Больше вдаваться в женские проблемы я не стал. Тем более, под праздник, который мы отметили скромно — большей частью, сидя вместе перед телевизором или электрофоном. Я подарил Оле очередные пластинки, чему она была искренне рада, теперь, обнявшись, мы слушали романсы и старинные песни в исполнении Обуховой. Парад седьмого видел только Михалыч, он как-то внутренне готовился к нему, настраивался, даже странно, сколь сильное воздействие на него оказал обычный прокат новой бронетехники и баллистических ракет.
— Хоть есть еще, чем ответить, чем доказать, что наши идеи чего-то стоят.

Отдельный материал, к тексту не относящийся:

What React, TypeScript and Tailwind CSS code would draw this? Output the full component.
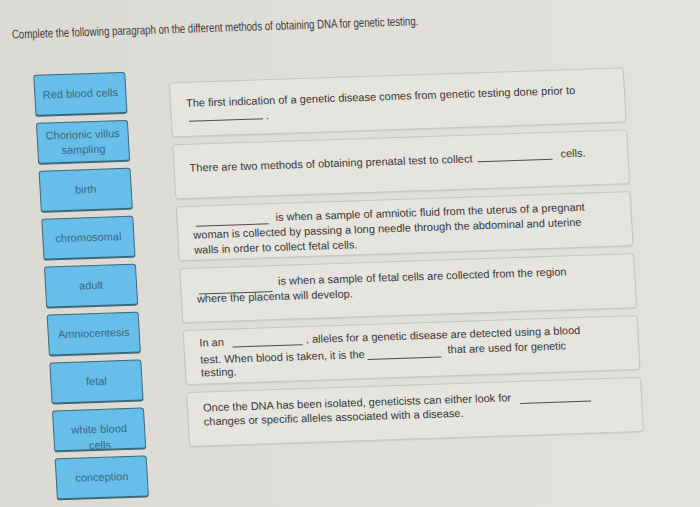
import React from "react";

function Blank({ cls }: { cls: string }) {
  return <span className={"inline-block h-[10px] border-b border-[#4d4d4d] " + cls} />;
}

function Chip({ children, cls = "" }: { children: React.ReactNode; cls?: string }) {
  return (
    <div
      className={
        "h-[42px] w-[92px] shrink-0 overflow-hidden rounded-[3px] border border-b-2 border-[#40687c] bg-[#66bee9] text-center text-[11px] leading-[15px] text-[#3a6884] " +
        cls
      }
    >
      {children}
    </div>
  );
}

function Box({ children, cls }: { children: React.ReactNode; cls: string }) {
  return (
    <div
      className={
        "h-[55px] w-[455px] rounded-[4px] border border-[#c9c6c0] bg-[#e6e4df] pl-[15px] text-[11px] text-[#363636] shadow-[0_1px_1px_rgba(0,0,0,0.07)] " +
        cls
      }
    >
      {children}
    </div>
  );
}

function Line({ children, cls = "h-[15px] leading-[15px]" }: { children: React.ReactNode; cls?: string }) {
  return <div className={"whitespace-nowrap " + cls}>{children}</div>;
}

export default function App() {
  return (
    <div className="h-[507px] w-[700px] overflow-hidden bg-gradient-to-r from-[#dbd9d4] via-[#e1dfda] to-[#e3e1dc] font-['Liberation_Sans',Arial,sans-serif]">
      <div className="h-[507px] w-[700px] origin-top-left [transform:rotate(-1.9deg)_skewX(1.3deg)]">
        <div className="pl-[10px] pt-[27px]">
          <div className="h-[16px] whitespace-nowrap text-[12.5px] leading-[16px] text-[#3b3b3b]">
            <span className="inline-block origin-left scale-x-[0.77]">
              Complete the following paragraph on the different methods of obtaining DNA for genetic testing.
            </span>
          </div>
        </div>

        <div className="mt-[33px] flex items-start pl-[29px]">
          <div className="flex w-[92px] flex-col gap-[6px]">
            <Chip cls="flex items-center justify-center">Red blood cells</Chip>
            <Chip cls="flex items-center justify-center">
              <div>
                Chorionic villus
                <br />
                sampling
              </div>
            </Chip>
            <Chip cls="flex items-center justify-center">birth</Chip>
            <Chip cls="flex items-center justify-center">chromosomal</Chip>
            <Chip cls="flex items-center justify-center">adult</Chip>
            <Chip cls="flex items-center justify-center">Amniocentesis</Chip>
            <Chip cls="flex items-center justify-center">fetal</Chip>
            <Chip cls="pt-[12px]">
              <div className="h-[15px]">white blood</div>
              <div className="mt-[1px] h-[15px]">cells</div>
            </Chip>
            <Chip cls="flex items-center justify-center">conception</Chip>
          </div>

          <div className="ml-[43px] mt-[12px] flex flex-col gap-[7px]">
            <Box cls="pt-[13px]">
              <Line>The first indication of a genetic disease comes from genetic testing done prior to</Line>
              <Line>
                <Blank cls="ml-[2px] w-[74px]" /> .
              </Line>
            </Box>

            <Box cls="pt-[14px]">
              <Line>
                There are two methods of obtaining prenatal test to collect
                <Blank cls="ml-[5px] mr-[8px] w-[75px]" />
                <span className="align-[2px]">cells.</span>
              </Line>
            </Box>

            <Box cls="pt-[6px]">
              <Line>
                <Blank cls="ml-[3px] mr-[7px] w-[73px] align-[-3px]" />
                is when a sample of amniotic fluid from the uterus of a pregnant
              </Line>
              <Line>woman is collected by passing a long needle through the abdominal and uterine</Line>
              <Line>walls in order to collect fetal cells.</Line>
            </Box>

            <Box cls="pt-[8px]">
              <Line>
                <Blank cls="ml-[2px] mr-[6px] w-[74px] align-[-7px]" />
                is when a sample of fetal cells are collected from the region
              </Line>
              <Line>where the placenta will develop.</Line>
            </Box>

            <Box cls="pt-[5px]">
              <Line>
                In an
                <Blank cls="ml-[9px] mr-[3px] w-[70px] align-[-2px]" />, alleles for a genetic disease are detected using a blood
              </Line>
              <Line>
                test. When blood is taken, it is the
                <Blank cls="ml-[3px] mr-[6px] w-[74px] align-[-2px]" />
                <span className="align-[2px]">that are used for genetic</span>
              </Line>
              <Line>testing.</Line>
            </Box>

            <Box cls="pt-[8px]">
              <Line cls="h-[14px] leading-[14px]">
                Once the DNA has been isolated, geneticists can either look for
                <Blank cls="ml-[9px] w-[71px] align-[-3px]" />
              </Line>
              <Line cls="h-[14px] leading-[14px]">changes or specific alleles associated with a disease.</Line>
            </Box>
          </div>
        </div>
      </div>
    </div>
  );
}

А то совсем раскисли, разлимонились. Будто решили уже лапки кверху поднять и принимать их образ жизни. Вот как некоторые, сперва джинсы ихние клепают, а потом удивляются, что на улице оказались. Система-то тихой сапой, а капиталистическая выстраивается, — он уже принял полбутылки, но оставался тверд в желании доказать всему миру преимущества страны победившего социализма. И того, с человеческим лицом, который мы сейчас, вот прям в данный момент и строим, и защищаем этими самыми боеголовками, долетающими хоть до Америки, хоть до Антарктиды. Кажется, Михалыч вознамерился прям с кухонной табуретки донести до всего мира, что своих идеалов и мировоззрения мы не сдадим ни при каких обстоятельствах, и неважно, трезвый он или уже хороший, но вот этот стержень в нем не выбить, сколько бы ни трудились супостаты.

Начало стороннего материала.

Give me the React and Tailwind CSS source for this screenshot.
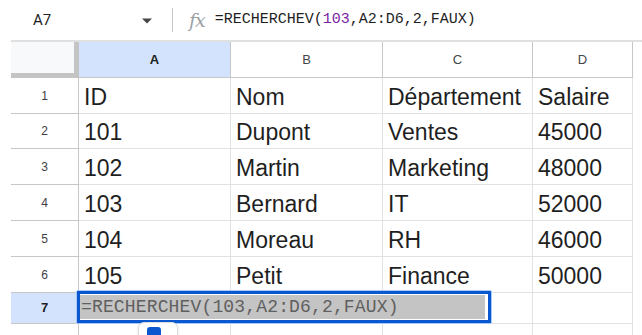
import React from "react";

const columns = [
  { key: "A", width: "w-[152px]", active: true },
  { key: "B", width: "w-[152px]" },
  { key: "C", width: "w-[150px]" },
  { key: "D", width: "w-[100px]" },
];

const rows = [
  ["ID", "Nom", "Département", "Salaire"],
  ["101", "Dupont", "Ventes", "45000"],
  ["102", "Martin", "Marketing", "48000"],
  ["103", "Bernard", "IT", "52000"],
  ["104", "Moreau", "RH", "46000"],
  ["105", "Petit", "Finance", "50000"],
];

const rowHeights = ["h-[36px]", "h-[35px]", "h-[36px]", "h-[36px]", "h-[36px]", "h-[36px]"];

function FormulaBar() {
  return (
    <div className="flex h-[40px] items-center font-['Roboto','Liberation_Sans',sans-serif]">
      <div className="w-[130px] pl-[33px] text-[15px] text-[#1f1f1f]">A7</div>
      <svg width="12" height="6" viewBox="0 0 12 6" className="ml-[11px] mt-[1px]">
        <path d="M1 0.5h10L6 5.5z" fill="#444746" />
      </svg>
      <div className="ml-[19px] h-[24px] w-px bg-[#c7c7c7]" />
      <span className="ml-[16px] font-['DejaVu_Serif','Liberation_Serif',serif] text-[19px] italic text-[#9aa0a6] tracking-[-1px]">
        fx
      </span>
      <span className="ml-[10px] font-['Liberation_Mono',monospace] text-[15px] text-[#1f1f1f]">
        =RECHERCHEV(<span className="text-[#7b1fa2]">103</span>,A2:D6,2,FAUX)
      </span>
    </div>
  );
}

function HeaderRow() {
  return (
    <div className="flex h-[38px] border-t-2 border-[#e0e0e0] font-['Liberation_Sans',Arial,sans-serif] text-[13px]">
      <div className="flex w-[68px] shrink-0 border-b-[5px] border-r-[5px] border-[#c4c4c4] bg-[#f8f9fa]" />
      {columns.map((c) => (
        <div
          key={c.key}
          className={
            c.width +
            " flex shrink-0 items-center justify-center border-b border-r border-[#c7c7c7] " +
            (c.active ? "bg-[#d3e3fd] font-bold text-[#1f1f1f]" : "bg-white text-[#444746]")
          }
        >
          {c.key}
        </div>
      ))}
    </div>
  );
}

function DataRow({ index, cells, height }) {
  return (
    <div className={height + " flex font-['Liberation_Sans',Arial,sans-serif]"}>
      <div className="flex w-[68px] shrink-0 items-center justify-center border-b border-r border-[#c7c7c7] text-[12px] text-[#3c4043]">
        {index}
      </div>
      {columns.map((c, i) => (
        <div
          key={c.key}
          className={
            c.width +
            " flex shrink-0 items-end overflow-hidden border-b border-r border-[#e2e2e2] pb-[3px] pl-[5px] text-[23px] leading-[26px] text-[#1f1f1f] whitespace-nowrap"
          }
        >
          {cells[i]}
        </div>
      ))}
    </div>
  );
}

function ActiveRow() {
  return (
    <div className="relative flex h-[31px] font-['Liberation_Sans',Arial,sans-serif]">
      <div className="flex w-[68px] shrink-0 items-center justify-center border-b border-r border-[#c7c7c7] bg-[#d3e3fd] text-[13px] font-bold text-[#1f1f1f]">
        7
      </div>
      {columns.map((c) => (
        <div key={c.key} className={c.width + " shrink-0 border-b border-r border-[#e2e2e2]"} />
      ))}
      <div className="absolute left-[65px] top-[-3px] h-[34px] w-[416px] rounded-[2px] border border-[#a8c7fa]">
        <div className="flex h-full w-full items-center border-[3px] border-[#0b57d0] bg-white pr-[3px]">
          <div className="flex h-[24px] flex-1 items-center bg-[#c4c4c4] pl-[1px] font-['Liberation_Mono',monospace] text-[18px] tracking-[0.15px] text-[#5f5f5f]">
            =RECHERCHEV(103,A2:D6,2,FAUX)
          </div>
        </div>
      </div>
    </div>
  );
}

function TrailingRow() {
  return (
    <div className="relative flex h-[20px]">
      <div className="w-[68px] shrink-0 border-r border-[#c7c7c7]" />
      {columns.map((c) => (
        <div key={c.key} className={c.width + " shrink-0 border-r border-[#e2e2e2]"} />
      ))}
      <div className="absolute left-[127px] top-[-2px] h-[20px] w-[40px] rounded-t-[6px] border border-[#dadce0] bg-white shadow-sm">
        <div className="ml-[8px] mt-[4px] h-[12px] w-[14px] rounded-t-[3px] bg-[#0b57d0]" />
      </div>
    </div>
  );
}

export default function App() {
  return (
    <div className="h-[335px] w-[642px] overflow-hidden bg-white">
      <FormulaBar />
      <div className="pl-[11px]">
        <HeaderRow />
        {rows.map((cells, i) => (
          <DataRow key={i} index={i + 1} cells={cells} height={rowHeights[i]} />
        ))}
        <ActiveRow />
        <TrailingRow />
      </div>
    </div>
  );
}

Впрочем, что я над ним потешаюсь? Сам думаю ровно так же, то есть себя в иностранных одеждах и за инвалютной едой я могу еще представить, но убрать из жизни бесплатное образование, медицину, жилье, соцобеспечение и все прочее, что отличает нас от них — никак в принципе. Тут нужно кардинально другое мышление, чтоб принять тот образ жизни, отринув наш. Да, он несовершенен, нуждается в реформировании, и явно не таким курсом, как нынешний. Но он все равно остается лучшим и для меня и для Михалыча, да и для многих.
Хотя мы не видели того, что на самом деле происходит в капстранах. Может, там сейчас выстроили уже нечто фундаментально иное, нежели нам внушала и продолжает внушать пропаганда? Жаль, слишком мало кого выпускают за рубеж, чтоб разубедить население, жаль, что они, возвращаясь, показывают снимки только колбасных рядов и пивных эшелонов на полках. Будто в западном мире не осталось ничего другого. Даже фотографии памятников архитектуры и те исчезли, и из их пленок, и из их мыслей, все окончательно поглотили продукты и техника коробками до потолка. Преодолеем мы и этот дефицит, как преодолевали и прежде. Я почему-то в этом не сомневался. Но с солнышком решил эту тему не поднимать. Будто боялся узнать ее мнение.
Едва ли не сразу по окончании праздников, Оля начала сборы. Готовила много чего, одной одежды чемодан на колесиках и сумку. Еще всякие припасы с собой, хотя, селят в приличной гостинице специально для командировочных со статусом — «Советской». Что-то про нее слышал и вроде неплохое. Даже мыло не надо с собой брать. Да и персонал чист, вежлив и не похож на тех тетенек — дежурных по этажу, что укладывают визитеров в одиннадцать и выпроваживают гостей до этого времени, строгим взором надсмотрщицы разделяя гостей столицы революции и их засидевшихся гостей. «Асбест» снял этаж для всех, поселив каждого прибывающего в отдельный номер, даже переплатив, чтоб не беспокоили и не подселяли — неслыханная роскошь, пускай и для низкого сезона. Солнышко будет отдыхать, готовиться и совершать вылазки. Оля очень надеялась, что у нее найдется время зайти в Эрмитаж или хотя бы поснимать Зимний и Невский. Я сразу напомнил, что купленная мной пленка годится для слабой освещенности или вечернего времени, но верно, такая и будет. В северной Пальмире сейчас уже зима, серая, мутная. Жаль, ни разу не удалось побывать в городе двух революций.
— И потом, когда будешь снимать людей в помещении, не забывай, что для лампы светозамер идет по особой шкале, меняй выдержку на меньшую, иначе расплываться будут. А на улице наоборот. Поэтому не даю тебе двести пятьдесят ИСО, чтоб не запуталась.
— Зая, ну о чем ты сейчас говоришь. Давай просто посидим на дорожку.
Что мы и сделали. Оля отправилась поджидать автобус, я проводил ее до остановки, мы все больше молчали, поджидая номер. Поцеловались, будто клюнули друг друга в щеки и помахали рукой, расставаясь. На сердце как-то защемило неприятно. Я выдавил улыбку и медленно вернулся домой.